Against San Diego Madison to open the season, Martinez experienced for the first time how fast and physical varsity football players are. He said it was a bit of a shock, and he knew immediately that he had to expect to get hit every play to be successful. His mindset changed and so did his game.

“I definitely noticed there is a big jump from JV to varsity,” Martinez said. “I wasn’t expecting that right away. I just have to be ready for it. I’ve definitely adapted to it now. I feel like I’m supposed to be here.”

Martinez’s chemistry with Thomas was built in short order. The two hadn’t practiced together until last spring, when the Thunder joined other schools in annual spring practices. Even that, though, was limited with Martinez running track.

It took time for the relationship to develop. It also took time for the two to get their timing down on certain routes. It finally started to click against Verrado the week before the Ahwatukee Bowl. He had four receptions in that game. In the three games prior, he had five total.

Thomas said having a wideout like Martinez with a 6-foot-2 frame who can catch anything in the vicinity makes his job easier.

“It’s been crazy, I didn’t really expect it,” Thomas said. “I didn’t really know him until we started 7s. We started clicking from there. He was unguardable.

“He’s a natural route runner. I haven’t seen him drop a ball. He’s one of the most sure-handed receivers I’ve played with.”

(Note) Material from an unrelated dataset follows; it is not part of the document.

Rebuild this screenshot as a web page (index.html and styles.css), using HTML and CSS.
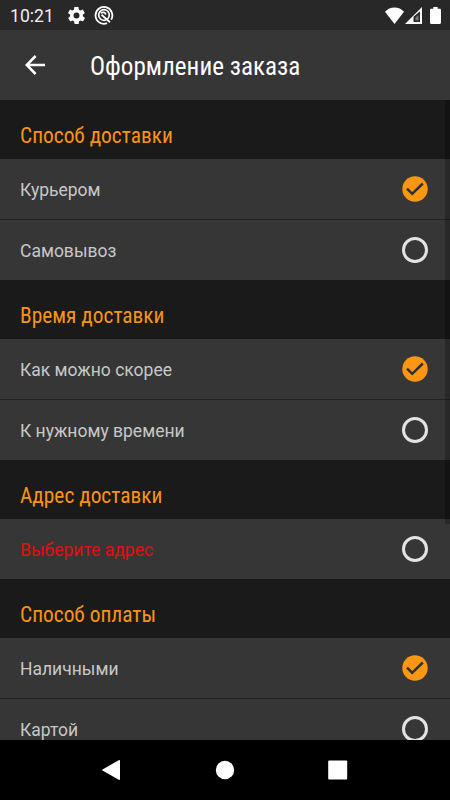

Just a year ago, Martinez would have never thought football would be his future after high school. Now, however, that has all changed.

He has his sights set on earning a scholarship to continue playing. But he knows he still has work to do before he is ready to compete at that level.

For now, though, he’s focused on

helping Desert Vista win games. He knows the individual accolades will come with wins.

“This is just the beginning,” Martinez said. “I have another year ahead of me. We’re still progressing. It’s definitely exciting. It feels good knowing my work is starting to pay off.”